* [What to produce]: Select the lines that contain "screenshot" and copy each of them.

* [Entries with page source code]:
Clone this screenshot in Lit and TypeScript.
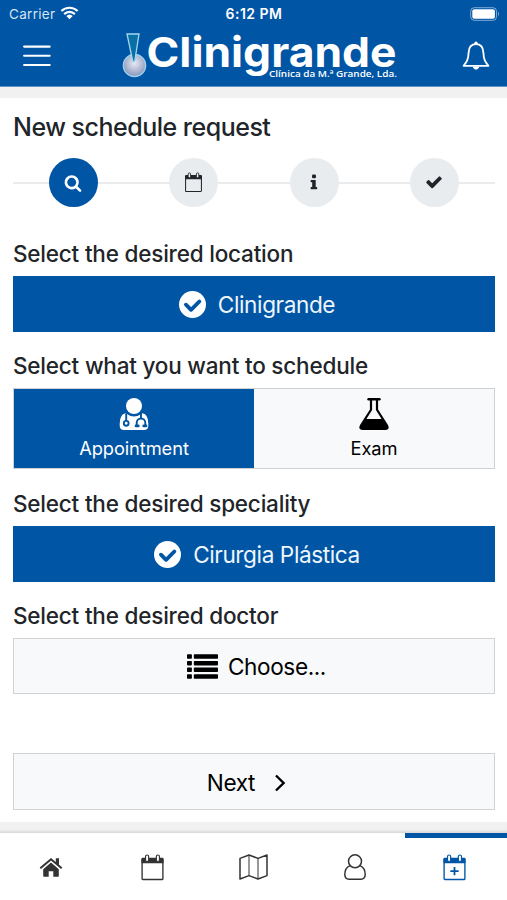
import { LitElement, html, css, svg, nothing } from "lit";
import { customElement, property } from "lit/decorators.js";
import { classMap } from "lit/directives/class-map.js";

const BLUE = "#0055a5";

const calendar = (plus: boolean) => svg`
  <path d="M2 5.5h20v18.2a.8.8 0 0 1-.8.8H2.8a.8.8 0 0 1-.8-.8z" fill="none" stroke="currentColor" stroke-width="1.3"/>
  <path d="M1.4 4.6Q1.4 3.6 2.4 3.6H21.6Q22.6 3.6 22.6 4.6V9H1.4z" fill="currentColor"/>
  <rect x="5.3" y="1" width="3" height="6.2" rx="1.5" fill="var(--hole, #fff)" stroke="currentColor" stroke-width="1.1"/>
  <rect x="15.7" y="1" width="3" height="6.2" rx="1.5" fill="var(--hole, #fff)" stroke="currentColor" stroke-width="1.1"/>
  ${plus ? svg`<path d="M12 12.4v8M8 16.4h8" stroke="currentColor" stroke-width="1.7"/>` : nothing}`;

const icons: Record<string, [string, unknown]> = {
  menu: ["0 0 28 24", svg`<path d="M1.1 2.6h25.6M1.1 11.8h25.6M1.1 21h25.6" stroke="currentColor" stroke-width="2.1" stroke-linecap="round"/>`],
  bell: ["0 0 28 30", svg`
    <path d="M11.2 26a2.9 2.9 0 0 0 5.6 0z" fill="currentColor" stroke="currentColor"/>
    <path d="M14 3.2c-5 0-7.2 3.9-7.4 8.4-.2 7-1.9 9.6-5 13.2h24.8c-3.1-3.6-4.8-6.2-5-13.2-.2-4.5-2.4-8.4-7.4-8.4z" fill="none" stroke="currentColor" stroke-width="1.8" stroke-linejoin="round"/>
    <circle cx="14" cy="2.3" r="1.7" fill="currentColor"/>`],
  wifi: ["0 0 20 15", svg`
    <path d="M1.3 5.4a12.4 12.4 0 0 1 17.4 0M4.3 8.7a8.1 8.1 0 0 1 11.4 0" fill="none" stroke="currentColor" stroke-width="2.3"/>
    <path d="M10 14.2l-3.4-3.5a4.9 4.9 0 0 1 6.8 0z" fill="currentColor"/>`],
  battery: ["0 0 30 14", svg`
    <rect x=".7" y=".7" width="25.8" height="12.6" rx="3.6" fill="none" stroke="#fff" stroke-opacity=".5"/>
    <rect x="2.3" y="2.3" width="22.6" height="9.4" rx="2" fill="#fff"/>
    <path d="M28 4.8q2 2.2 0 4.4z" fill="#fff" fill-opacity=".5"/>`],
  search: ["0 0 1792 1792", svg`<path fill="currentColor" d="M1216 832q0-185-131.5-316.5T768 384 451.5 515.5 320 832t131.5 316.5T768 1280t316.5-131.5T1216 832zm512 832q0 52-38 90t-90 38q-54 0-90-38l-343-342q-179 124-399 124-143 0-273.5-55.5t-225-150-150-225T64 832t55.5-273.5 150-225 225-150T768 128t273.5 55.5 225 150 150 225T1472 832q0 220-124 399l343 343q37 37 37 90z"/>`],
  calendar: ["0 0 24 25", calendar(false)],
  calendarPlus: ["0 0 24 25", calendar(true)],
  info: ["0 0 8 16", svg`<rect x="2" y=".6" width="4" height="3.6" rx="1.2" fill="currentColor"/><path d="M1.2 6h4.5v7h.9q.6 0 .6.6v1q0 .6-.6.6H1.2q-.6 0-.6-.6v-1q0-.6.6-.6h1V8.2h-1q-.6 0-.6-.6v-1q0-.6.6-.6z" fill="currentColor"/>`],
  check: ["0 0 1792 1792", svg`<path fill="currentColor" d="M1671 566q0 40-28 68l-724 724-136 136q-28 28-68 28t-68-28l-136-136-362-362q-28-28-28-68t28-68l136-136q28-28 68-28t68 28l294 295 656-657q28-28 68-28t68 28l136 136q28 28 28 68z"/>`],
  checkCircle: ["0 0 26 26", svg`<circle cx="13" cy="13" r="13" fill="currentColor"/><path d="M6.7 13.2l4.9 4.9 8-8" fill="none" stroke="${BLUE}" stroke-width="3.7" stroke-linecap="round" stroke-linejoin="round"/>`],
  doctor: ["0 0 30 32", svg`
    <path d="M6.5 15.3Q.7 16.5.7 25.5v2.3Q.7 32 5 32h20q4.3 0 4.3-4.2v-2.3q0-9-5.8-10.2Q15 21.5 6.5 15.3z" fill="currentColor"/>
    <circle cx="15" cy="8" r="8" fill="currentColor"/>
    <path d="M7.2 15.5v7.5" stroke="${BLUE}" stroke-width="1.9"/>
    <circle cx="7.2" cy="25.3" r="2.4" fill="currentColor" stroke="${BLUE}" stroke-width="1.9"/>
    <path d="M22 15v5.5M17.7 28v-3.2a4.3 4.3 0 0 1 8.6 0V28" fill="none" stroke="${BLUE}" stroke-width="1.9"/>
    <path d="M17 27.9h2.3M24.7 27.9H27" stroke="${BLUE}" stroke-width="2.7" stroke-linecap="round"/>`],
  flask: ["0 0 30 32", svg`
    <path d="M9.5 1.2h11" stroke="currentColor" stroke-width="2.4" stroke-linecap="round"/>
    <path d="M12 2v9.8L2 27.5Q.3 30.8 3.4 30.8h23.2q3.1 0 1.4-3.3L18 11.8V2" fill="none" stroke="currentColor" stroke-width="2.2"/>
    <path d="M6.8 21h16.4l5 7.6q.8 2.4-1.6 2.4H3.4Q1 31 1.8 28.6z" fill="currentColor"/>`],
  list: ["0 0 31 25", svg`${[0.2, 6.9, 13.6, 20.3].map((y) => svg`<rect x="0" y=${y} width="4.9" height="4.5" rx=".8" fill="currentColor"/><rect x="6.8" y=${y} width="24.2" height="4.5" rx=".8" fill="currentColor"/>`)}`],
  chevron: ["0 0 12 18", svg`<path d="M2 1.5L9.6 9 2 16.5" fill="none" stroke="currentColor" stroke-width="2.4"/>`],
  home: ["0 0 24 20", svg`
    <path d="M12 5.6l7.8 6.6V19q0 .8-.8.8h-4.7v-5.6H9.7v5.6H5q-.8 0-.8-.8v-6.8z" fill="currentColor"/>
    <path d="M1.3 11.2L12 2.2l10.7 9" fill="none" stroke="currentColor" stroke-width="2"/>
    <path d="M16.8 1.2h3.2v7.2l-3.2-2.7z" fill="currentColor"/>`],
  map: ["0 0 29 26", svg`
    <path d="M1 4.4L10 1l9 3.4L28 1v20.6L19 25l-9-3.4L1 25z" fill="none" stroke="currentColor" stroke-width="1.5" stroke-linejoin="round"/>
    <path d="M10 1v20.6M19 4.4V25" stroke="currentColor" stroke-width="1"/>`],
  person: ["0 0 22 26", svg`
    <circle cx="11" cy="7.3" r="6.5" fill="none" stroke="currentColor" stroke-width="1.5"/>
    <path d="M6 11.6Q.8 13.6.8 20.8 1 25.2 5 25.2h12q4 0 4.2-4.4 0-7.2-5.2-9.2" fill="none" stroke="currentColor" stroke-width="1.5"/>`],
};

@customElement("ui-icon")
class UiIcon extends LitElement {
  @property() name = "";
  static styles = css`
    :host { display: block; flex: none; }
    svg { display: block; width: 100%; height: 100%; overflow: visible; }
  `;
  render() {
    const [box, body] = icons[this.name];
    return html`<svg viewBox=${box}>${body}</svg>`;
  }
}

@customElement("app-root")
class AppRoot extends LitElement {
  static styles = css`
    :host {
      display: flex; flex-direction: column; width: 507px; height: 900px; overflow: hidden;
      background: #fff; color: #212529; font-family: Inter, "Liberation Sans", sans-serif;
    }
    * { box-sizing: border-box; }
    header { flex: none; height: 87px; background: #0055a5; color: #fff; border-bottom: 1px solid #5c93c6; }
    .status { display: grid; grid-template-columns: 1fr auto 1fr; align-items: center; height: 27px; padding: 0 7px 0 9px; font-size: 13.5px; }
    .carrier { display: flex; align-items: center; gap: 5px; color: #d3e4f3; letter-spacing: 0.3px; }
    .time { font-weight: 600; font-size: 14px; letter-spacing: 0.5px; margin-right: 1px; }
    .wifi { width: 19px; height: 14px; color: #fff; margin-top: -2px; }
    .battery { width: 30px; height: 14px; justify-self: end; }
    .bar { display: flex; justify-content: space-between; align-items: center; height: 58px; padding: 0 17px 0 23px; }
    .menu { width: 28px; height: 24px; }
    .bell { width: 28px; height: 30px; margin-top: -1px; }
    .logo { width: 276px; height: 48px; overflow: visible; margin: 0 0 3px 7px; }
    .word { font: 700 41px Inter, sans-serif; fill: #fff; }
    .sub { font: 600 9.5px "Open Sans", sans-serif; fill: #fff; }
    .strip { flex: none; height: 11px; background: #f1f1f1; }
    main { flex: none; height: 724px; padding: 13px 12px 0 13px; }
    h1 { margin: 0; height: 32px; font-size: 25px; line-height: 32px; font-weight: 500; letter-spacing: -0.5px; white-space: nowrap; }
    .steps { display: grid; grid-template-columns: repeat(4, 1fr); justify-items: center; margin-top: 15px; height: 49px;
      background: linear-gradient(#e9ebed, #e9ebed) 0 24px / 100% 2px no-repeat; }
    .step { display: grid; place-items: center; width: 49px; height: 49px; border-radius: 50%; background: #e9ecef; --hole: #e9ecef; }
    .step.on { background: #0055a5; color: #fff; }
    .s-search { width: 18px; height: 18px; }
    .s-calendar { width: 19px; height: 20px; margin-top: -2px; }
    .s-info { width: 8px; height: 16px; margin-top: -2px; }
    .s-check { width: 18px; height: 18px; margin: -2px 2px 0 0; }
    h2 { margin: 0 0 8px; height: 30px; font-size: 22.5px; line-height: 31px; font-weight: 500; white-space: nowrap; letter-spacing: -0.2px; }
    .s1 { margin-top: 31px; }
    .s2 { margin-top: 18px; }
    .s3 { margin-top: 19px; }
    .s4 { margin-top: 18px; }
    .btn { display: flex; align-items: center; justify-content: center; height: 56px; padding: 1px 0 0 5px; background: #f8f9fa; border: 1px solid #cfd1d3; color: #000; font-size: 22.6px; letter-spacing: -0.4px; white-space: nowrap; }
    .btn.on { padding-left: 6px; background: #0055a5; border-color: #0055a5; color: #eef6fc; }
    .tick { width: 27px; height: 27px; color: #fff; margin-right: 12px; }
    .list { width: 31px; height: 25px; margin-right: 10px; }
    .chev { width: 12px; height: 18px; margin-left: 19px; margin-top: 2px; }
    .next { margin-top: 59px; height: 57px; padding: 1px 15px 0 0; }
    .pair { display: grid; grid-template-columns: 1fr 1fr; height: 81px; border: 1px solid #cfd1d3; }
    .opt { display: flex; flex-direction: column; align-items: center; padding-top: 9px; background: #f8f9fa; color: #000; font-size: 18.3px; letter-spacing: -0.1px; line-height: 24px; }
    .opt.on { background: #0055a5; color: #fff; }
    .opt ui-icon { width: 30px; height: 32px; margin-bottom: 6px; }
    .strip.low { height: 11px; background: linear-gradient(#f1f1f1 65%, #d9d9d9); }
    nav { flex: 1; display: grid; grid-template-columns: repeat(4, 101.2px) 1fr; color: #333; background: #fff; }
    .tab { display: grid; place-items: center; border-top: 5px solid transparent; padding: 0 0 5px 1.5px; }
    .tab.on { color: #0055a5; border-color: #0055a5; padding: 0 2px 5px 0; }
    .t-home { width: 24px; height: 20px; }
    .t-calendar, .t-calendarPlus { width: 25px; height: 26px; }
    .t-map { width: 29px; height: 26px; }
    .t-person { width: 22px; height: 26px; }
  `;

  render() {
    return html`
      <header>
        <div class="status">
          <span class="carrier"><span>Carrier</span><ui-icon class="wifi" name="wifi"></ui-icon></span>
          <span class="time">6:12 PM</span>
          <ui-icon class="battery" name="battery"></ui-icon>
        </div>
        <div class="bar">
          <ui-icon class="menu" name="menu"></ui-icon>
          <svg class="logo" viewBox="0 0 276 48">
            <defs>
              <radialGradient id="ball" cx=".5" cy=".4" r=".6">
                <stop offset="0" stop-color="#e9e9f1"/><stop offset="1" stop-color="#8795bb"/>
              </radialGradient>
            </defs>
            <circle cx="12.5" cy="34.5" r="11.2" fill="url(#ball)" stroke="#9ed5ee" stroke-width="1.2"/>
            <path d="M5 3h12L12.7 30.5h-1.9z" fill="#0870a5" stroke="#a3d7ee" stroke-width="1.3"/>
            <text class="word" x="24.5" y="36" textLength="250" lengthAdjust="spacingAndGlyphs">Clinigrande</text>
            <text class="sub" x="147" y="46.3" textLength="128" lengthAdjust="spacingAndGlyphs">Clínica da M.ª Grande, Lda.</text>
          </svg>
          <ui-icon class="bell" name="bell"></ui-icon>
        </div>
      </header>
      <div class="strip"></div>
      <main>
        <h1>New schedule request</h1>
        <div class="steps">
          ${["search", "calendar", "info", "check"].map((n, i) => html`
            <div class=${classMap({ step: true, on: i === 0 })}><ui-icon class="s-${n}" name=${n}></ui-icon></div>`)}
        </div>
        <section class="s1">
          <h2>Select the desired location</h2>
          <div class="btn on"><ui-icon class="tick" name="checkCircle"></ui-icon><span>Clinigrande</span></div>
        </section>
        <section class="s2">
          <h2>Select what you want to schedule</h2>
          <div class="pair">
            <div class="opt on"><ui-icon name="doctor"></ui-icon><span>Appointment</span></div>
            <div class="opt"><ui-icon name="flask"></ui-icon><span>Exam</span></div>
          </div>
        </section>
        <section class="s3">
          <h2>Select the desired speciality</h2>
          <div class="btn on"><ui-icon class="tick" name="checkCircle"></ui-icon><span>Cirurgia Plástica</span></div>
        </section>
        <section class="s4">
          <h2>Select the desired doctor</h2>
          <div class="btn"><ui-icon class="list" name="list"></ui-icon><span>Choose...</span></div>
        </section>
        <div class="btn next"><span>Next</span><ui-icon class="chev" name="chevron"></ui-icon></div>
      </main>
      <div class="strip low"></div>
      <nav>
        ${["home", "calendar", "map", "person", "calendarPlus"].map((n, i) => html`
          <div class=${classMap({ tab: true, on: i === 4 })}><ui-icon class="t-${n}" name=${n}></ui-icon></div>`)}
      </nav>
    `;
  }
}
---
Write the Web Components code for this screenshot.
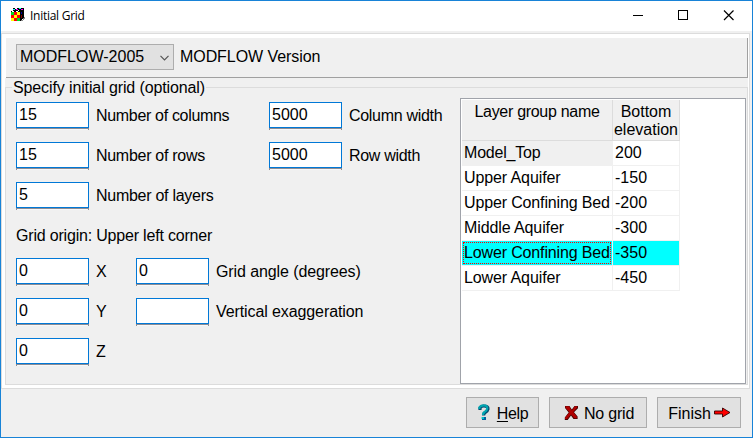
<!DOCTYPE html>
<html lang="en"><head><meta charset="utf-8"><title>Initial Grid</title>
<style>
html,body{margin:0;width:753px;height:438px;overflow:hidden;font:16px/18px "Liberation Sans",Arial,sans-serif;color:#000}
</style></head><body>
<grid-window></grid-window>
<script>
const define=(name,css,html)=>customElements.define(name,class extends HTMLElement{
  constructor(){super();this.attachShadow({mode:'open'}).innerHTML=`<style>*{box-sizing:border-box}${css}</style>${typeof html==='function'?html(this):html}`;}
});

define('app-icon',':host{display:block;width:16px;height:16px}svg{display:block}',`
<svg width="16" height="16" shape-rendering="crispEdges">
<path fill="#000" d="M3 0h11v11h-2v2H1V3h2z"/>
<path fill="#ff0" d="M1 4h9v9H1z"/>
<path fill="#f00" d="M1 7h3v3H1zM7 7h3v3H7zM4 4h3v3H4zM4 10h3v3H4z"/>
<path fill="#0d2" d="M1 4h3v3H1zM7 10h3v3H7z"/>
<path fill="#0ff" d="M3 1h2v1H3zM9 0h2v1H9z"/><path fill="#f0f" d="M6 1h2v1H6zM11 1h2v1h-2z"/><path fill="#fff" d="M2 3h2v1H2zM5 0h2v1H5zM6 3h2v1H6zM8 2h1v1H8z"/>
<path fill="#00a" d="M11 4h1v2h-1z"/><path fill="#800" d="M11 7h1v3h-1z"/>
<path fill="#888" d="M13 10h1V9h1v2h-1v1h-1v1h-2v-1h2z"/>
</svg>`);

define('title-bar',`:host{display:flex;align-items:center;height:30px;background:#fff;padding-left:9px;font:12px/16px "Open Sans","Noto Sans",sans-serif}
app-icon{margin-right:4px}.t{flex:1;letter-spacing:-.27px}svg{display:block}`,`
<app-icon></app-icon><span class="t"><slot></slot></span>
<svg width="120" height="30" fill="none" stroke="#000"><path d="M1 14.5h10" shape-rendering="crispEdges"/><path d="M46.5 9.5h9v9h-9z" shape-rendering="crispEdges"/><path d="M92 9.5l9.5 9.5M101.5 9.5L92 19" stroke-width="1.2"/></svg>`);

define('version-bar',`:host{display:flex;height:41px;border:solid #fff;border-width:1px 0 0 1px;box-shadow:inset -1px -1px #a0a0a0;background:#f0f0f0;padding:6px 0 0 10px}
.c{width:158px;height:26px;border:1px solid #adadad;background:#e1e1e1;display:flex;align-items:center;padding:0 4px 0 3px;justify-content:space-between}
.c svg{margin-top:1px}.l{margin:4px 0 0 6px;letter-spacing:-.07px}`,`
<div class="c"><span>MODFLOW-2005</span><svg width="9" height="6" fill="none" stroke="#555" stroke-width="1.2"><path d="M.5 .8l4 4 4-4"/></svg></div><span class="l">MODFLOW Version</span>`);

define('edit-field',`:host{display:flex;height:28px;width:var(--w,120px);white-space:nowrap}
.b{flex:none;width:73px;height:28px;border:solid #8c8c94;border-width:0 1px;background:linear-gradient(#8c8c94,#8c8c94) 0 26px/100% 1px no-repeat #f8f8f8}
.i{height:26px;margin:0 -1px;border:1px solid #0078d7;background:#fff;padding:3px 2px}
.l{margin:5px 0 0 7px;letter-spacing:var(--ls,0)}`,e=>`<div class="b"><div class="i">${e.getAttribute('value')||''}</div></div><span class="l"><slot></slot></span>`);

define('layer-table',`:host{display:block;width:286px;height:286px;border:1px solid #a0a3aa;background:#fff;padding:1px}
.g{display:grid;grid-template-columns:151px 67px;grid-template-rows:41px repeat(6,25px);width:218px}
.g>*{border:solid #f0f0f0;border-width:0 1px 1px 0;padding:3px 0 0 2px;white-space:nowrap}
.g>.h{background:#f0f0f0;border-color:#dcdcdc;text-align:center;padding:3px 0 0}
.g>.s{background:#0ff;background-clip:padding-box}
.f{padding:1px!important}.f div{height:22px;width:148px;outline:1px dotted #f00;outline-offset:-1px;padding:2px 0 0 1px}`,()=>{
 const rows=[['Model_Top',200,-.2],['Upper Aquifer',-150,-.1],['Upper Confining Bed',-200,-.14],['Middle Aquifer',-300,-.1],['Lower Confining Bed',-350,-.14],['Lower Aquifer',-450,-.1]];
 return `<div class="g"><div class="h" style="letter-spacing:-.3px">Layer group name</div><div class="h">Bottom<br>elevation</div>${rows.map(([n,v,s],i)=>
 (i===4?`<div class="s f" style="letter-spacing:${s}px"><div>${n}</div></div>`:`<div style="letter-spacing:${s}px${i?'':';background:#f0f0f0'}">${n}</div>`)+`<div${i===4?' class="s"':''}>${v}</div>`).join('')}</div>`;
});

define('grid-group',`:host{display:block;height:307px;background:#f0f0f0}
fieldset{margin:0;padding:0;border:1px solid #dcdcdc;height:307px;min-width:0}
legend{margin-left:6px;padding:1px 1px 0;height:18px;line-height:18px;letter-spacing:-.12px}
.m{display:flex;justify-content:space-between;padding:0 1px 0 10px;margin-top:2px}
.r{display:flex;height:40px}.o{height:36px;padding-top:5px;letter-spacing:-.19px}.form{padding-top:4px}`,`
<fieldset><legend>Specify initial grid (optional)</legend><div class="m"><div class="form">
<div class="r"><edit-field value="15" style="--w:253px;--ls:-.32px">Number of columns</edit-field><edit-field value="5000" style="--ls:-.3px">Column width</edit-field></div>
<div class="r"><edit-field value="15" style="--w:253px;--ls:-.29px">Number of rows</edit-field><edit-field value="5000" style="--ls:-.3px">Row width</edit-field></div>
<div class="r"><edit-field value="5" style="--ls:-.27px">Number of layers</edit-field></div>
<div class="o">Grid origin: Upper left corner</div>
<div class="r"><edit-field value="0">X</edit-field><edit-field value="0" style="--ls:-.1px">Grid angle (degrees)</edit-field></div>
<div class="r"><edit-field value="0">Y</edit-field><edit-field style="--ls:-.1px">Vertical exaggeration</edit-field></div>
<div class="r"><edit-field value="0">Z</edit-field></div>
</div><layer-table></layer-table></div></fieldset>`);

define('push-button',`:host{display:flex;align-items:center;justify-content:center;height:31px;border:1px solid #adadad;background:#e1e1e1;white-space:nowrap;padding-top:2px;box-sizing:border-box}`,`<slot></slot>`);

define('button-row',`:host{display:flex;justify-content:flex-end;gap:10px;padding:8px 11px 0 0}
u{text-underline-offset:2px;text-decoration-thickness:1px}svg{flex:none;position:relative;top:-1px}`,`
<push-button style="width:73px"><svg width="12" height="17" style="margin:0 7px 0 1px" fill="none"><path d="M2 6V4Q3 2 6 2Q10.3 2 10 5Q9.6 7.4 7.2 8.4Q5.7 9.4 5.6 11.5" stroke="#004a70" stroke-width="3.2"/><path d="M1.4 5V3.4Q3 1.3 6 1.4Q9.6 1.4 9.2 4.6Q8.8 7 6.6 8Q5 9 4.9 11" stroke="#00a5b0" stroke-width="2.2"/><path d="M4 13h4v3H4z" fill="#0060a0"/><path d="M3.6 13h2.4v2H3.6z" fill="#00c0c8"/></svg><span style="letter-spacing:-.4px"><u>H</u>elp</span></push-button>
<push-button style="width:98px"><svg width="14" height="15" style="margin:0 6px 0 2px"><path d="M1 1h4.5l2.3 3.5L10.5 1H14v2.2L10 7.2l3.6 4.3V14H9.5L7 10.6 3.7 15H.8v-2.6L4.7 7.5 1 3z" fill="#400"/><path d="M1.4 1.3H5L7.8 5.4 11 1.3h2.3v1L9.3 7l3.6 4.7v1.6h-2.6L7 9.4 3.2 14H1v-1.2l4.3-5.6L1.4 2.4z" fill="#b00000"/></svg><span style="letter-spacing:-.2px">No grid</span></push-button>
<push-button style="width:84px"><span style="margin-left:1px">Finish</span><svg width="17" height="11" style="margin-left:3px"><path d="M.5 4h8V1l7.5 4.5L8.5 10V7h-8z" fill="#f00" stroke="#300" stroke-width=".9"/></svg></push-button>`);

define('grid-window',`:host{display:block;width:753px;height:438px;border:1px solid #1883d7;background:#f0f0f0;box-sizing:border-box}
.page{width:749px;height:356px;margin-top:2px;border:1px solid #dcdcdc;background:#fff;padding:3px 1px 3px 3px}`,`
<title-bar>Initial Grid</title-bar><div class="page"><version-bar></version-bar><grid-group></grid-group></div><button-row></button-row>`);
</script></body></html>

* [Result of this exercise]:
Clone this screenshot in Lit and TypeScript.
Write the Web Components code for this screenshot.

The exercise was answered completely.